- Born: 1863 Khardah, Calcutta, British India
- Died: 1927 (aged 63–64) Khardah, Calcutta, British India
- Occupations: Dramatist, novelist, poet Son = Satinath Banerjee

= Kshirode Prasad Vidyavinode =

Bengali Indian writer (1863–1927)

Kshirode Prasad Vidyavinode (ক্ষীরোদপ্রসাদ বিদ্যাবিনোদ Kṣīrōda prasāda bidyābhinōḍa) (12 April 1863 – 4 July 1927), born Kshirode Chandra Bhattacharya was a Bengali Indian poet, novelist, dramatist and nationalist.
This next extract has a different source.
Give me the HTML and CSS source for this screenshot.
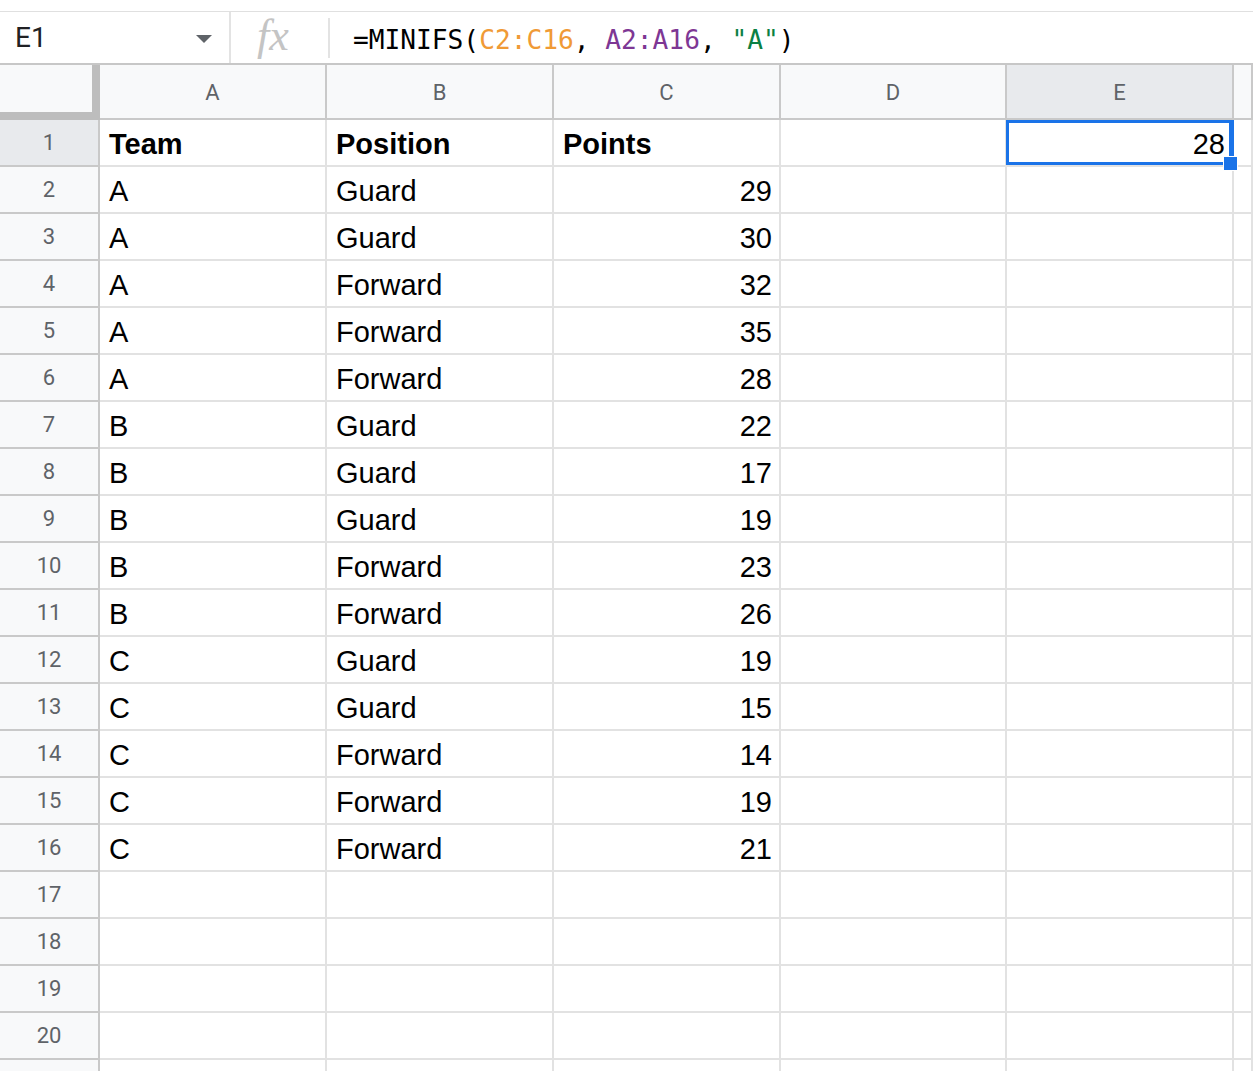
FILE: index.html
```html
<!DOCTYPE html>
<html lang="en">
<head>
    <meta charset="UTF-8">
    <title>MINIFS example</title>
    <link rel="stylesheet" href="styles.css">
</head>
<body>

    <!-- Formula bar -->
    <div class="formula-bar">
        <div class="name-box">
            <span class="cell-ref">E1</span>
            <svg class="caret" width="16" height="8" viewBox="0 0 16 8"><path d="M0 0h16L8 8z" fill="#5f6368"/></svg>
        </div>
        <div class="fx">fx</div>
        <div class="formula">=MINIFS(<span class="ref-c">C2:C16</span>, <span class="ref-a">A2:A16</span>, <span class="str">"A"</span>)</div>
    </div>

    <!-- Grid -->
    <div class="sheet">
        <div class="row head">
            <div class="corner"></div>
            <div class="col-head">A</div>
            <div class="col-head">B</div>
            <div class="col-head">C</div>
            <div class="col-head">D</div>
            <div class="col-head active">E</div>
            <div class="col-head"></div>
        </div>
        <div class="row">
            <div class="row-num active">1</div>
            <div class="cell bold">Team</div>
            <div class="cell bold">Position</div>
            <div class="cell bold">Points</div>
            <div class="cell"></div>
            <div class="cell num selected">28<span class="handle"></span></div>
            <div class="cell"></div>
        </div>
        <div class="row"><div class="row-num">2</div><div class="cell">A</div><div class="cell">Guard</div><div class="cell num">29</div><div class="cell"></div><div class="cell"></div><div class="cell"></div></div>
        <div class="row"><div class="row-num">3</div><div class="cell">A</div><div class="cell">Guard</div><div class="cell num">30</div><div class="cell"></div><div class="cell"></div><div class="cell"></div></div>
        <div class="row"><div class="row-num">4</div><div class="cell">A</div><div class="cell">Forward</div><div class="cell num">32</div><div class="cell"></div><div class="cell"></div><div class="cell"></div></div>
        <div class="row"><div class="row-num">5</div><div class="cell">A</div><div class="cell">Forward</div><div class="cell num">35</div><div class="cell"></div><div class="cell"></div><div class="cell"></div></div>
        <div class="row"><div class="row-num">6</div><div class="cell">A</div><div class="cell">Forward</div><div class="cell num">28</div><div class="cell"></div><div class="cell"></div><div class="cell"></div></div>
        <div class="row"><div class="row-num">7</div><div class="cell">B</div><div class="cell">Guard</div><div class="cell num">22</div><div class="cell"></div><div class="cell"></div><div class="cell"></div></div>
        <div class="row"><div class="row-num">8</div><div class="cell">B</div><div class="cell">Guard</div><div class="cell num">17</div><div class="cell"></div><div class="cell"></div><div class="cell"></div></div>
        <div class="row"><div class="row-num">9</div><div class="cell">B</div><div class="cell">Guard</div><div class="cell num">19</div><div class="cell"></div><div class="cell"></div><div class="cell"></div></div>
        <div class="row"><div class="row-num">10</div><div class="cell">B</div><div class="cell">Forward</div><div class="cell num">23</div><div class="cell"></div><div class="cell"></div><div class="cell"></div></div>
        <div class="row"><div class="row-num">11</div><div class="cell">B</div><div class="cell">Forward</div><div class="cell num">26</div><div class="cell"></div><div class="cell"></div><div class="cell"></div></div>
        <div class="row"><div class="row-num">12</div><div class="cell">C</div><div class="cell">Guard</div><div class="cell num">19</div><div class="cell"></div><div class="cell"></div><div class="cell"></div></div>
        <div class="row"><div class="row-num">13</div><div class="cell">C</div><div class="cell">Guard</div><div class="cell num">15</div><div class="cell"></div><div class="cell"></div><div class="cell"></div></div>
        <div class="row"><div class="row-num">14</div><div class="cell">C</div><div class="cell">Forward</div><div class="cell num">14</div><div class="cell"></div><div class="cell"></div><div class="cell"></div></div>
        <div class="row"><div class="row-num">15</div><div class="cell">C</div><div class="cell">Forward</div><div class="cell num">19</div><div class="cell"></div><div class="cell"></div><div class="cell"></div></div>
        <div class="row"><div class="row-num">16</div><div class="cell">C</div><div class="cell">Forward</div><div class="cell num">21</div><div class="cell"></div><div class="cell"></div><div class="cell"></div></div>
        <div class="row"><div class="row-num">17</div><div class="cell"></div><div class="cell"></div><div class="cell"></div><div class="cell"></div><div class="cell"></div><div class="cell"></div></div>
        <div class="row"><div class="row-num">18</div><div class="cell"></div><div class="cell"></div><div class="cell"></div><div class="cell"></div><div class="cell"></div><div class="cell"></div></div>
        <div class="row"><div class="row-num">19</div><div class="cell"></div><div class="cell"></div><div class="cell"></div><div class="cell"></div><div class="cell"></div><div class="cell"></div></div>
        <div class="row"><div class="row-num">20</div><div class="cell"></div><div class="cell"></div><div class="cell"></div><div class="cell"></div><div class="cell"></div><div class="cell"></div></div>
        <div class="row"><div class="row-num"></div><div class="cell"></div><div class="cell"></div><div class="cell"></div><div class="cell"></div><div class="cell"></div><div class="cell"></div></div>
    </div>

</body>
</html>
```

FILE: styles.css
```css
body {
    margin: 0;
    height: 1071px;
    overflow: hidden;
    background: #ffffff;
    font-family: "Liberation Sans", Arial, sans-serif;
}

/* Formula bar */
.formula-bar {
    display: flex;
    align-items: center;
    height: 54px;
    margin-top: 11px;
    border-top: 1px solid #e0e0e0;
    border-bottom: 2px solid #c7c7c7;
    box-sizing: border-box;
}

.name-box {
    display: flex;
    align-items: center;
    justify-content: space-between;
    width: 231px;
    height: 100%;
    box-sizing: border-box;
    padding: 0 17px 0 15px;
    border-right: 2px solid #e3e3e3;
}

.cell-ref {
    font-family: Roboto, sans-serif;
    font-size: 28px;
    color: #202124;
}

.caret {
    margin-top: 3px;
}

.fx {
    width: 99px;
    height: 40px;
    box-sizing: border-box;
    padding-left: 26px;
    border-right: 2px solid #e3e3e3;
    font-family: "Liberation Serif", serif;
    font-style: italic;
    font-size: 44px;
    line-height: 36px;
    color: #c4c4c4;
}

.formula {
    padding: 4px 0 0 23px;
    font-family: "DejaVu Sans Mono", "Liberation Mono", monospace;
    font-size: 26.2px;
    color: #000000;
    white-space: pre;
}

.ref-c { color: #f09a36; }
.ref-a { color: #7e3794; }
.str { color: #0b8043; }

/* Sheet grid */
.row {
    display: grid;
    grid-template-columns: 100px 227px 227px 227px 226px 227px 1fr;
    height: 47px;
}

.row.head {
    height: 55px;
}

.corner {
    background: #f8f9fa;
    border-right: 8px solid #bdbdbd;
    border-bottom: 8px solid #bdbdbd;
}

.col-head {
    display: flex;
    align-items: center;
    justify-content: center;
    padding-top: 2px;
    background: #f8f9fa;
    border-right: 2px solid #c9c9c9;
    border-bottom: 2px solid #c9c9c9;
    font-family: Roboto, sans-serif;
    font-size: 22px;
    color: #5f6368;
}

.col-head.active {
    background: #e8eaed;
}

.row-num {
    display: flex;
    align-items: center;
    justify-content: center;
    background: #f8f9fa;
    border-right: 2px solid #c9c9c9;
    border-bottom: 2px solid #c9c9c9;
    font-family: Roboto, sans-serif;
    font-size: 22px;
    color: #5f6368;
}

.row-num.active {
    background: #e8eaed;
}

.cell {
    position: relative;
    display: flex;
    align-items: flex-end;
    padding: 0 7px 4px 9px;
    border-right: 2px solid #e2e2e2;
    border-bottom: 2px solid #e2e2e2;
    font-size: 29px;
    line-height: 33px;
    color: #000000;
}

.cell.bold {
    font-weight: bold;
}

.cell.num {
    justify-content: flex-end;
}

/* Selected cell E1 */
.cell.selected {
    box-shadow: inset 0 0 0 3px #1a73e8;
    margin-left: -1px;
    padding-right: 7px;
    border-right: 2px solid #1a73e8;
}

.handle {
    position: absolute;
    right: -6px;
    bottom: -6px;
    width: 13px;
    height: 13px;
    background: #1a73e8;
    border: 1px solid #ffffff;
    z-index: 2;
}
```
==Early life and education==
He was born as Kshirode Chandra Bhattacharya in Khardah on 12 April 1863, to a Brahmin family. He had joined Khardah Banga Vidyalaya and passed his upper primary examination in 1874. Later he joined the Barrackpore Government School, after changing his middle name and became known as Kshirode Prasad Bhattacharya. He passed his entrance examination under the University of Calcutta in 1881, and joined Vidyasagar College and afterwards the General Assembly's Institution, (now known as the Scottish Church College). After earning his postgraduate degree from the University of Calcutta, he joined the Chandernagore Dupleix College as its chemistry teacher, and subsequently taught at his alma mater, the General Assembly's Institution.

==Later life==
After adopting a different surname Vidyavinode, he embarked on a long and distinguished literary career, and wrote stories, dramas, novels and poems. The thespian on the Bengali stage, Sisir Bhaduri began his professional career with Kshirode Prasad’s play Alamgir. Some of his notable plays were Ali Baba, Banger Pratap Aditya (Pratapaditya of Bengal), Palashir Prayashchitta (The Remorse of Plassey), Nabanarayan and Dada Didi (Brother and Sister). He also edited the journal Aloukik Rahasya (Tales of the Supernatural).

The British colonial regime banned Palashir Prayashchitta and Dada Didi because of their anti-colonial stances. He had joined the movement protesting the partition of Bengal in 1905.

He lived in Bagbazar, north Calcutta, and died on 4 July 1927 in Bankura.

==Commemoration==
The road Kshirode Vidyavinode Avenue in Bagbazar commemorates his name. Also his bust was installed on the premises of Sri Guru library on the initiative of this library in Khardah, the Khardah municipality and Sutanuti Boimela Committee on 12 April 2012.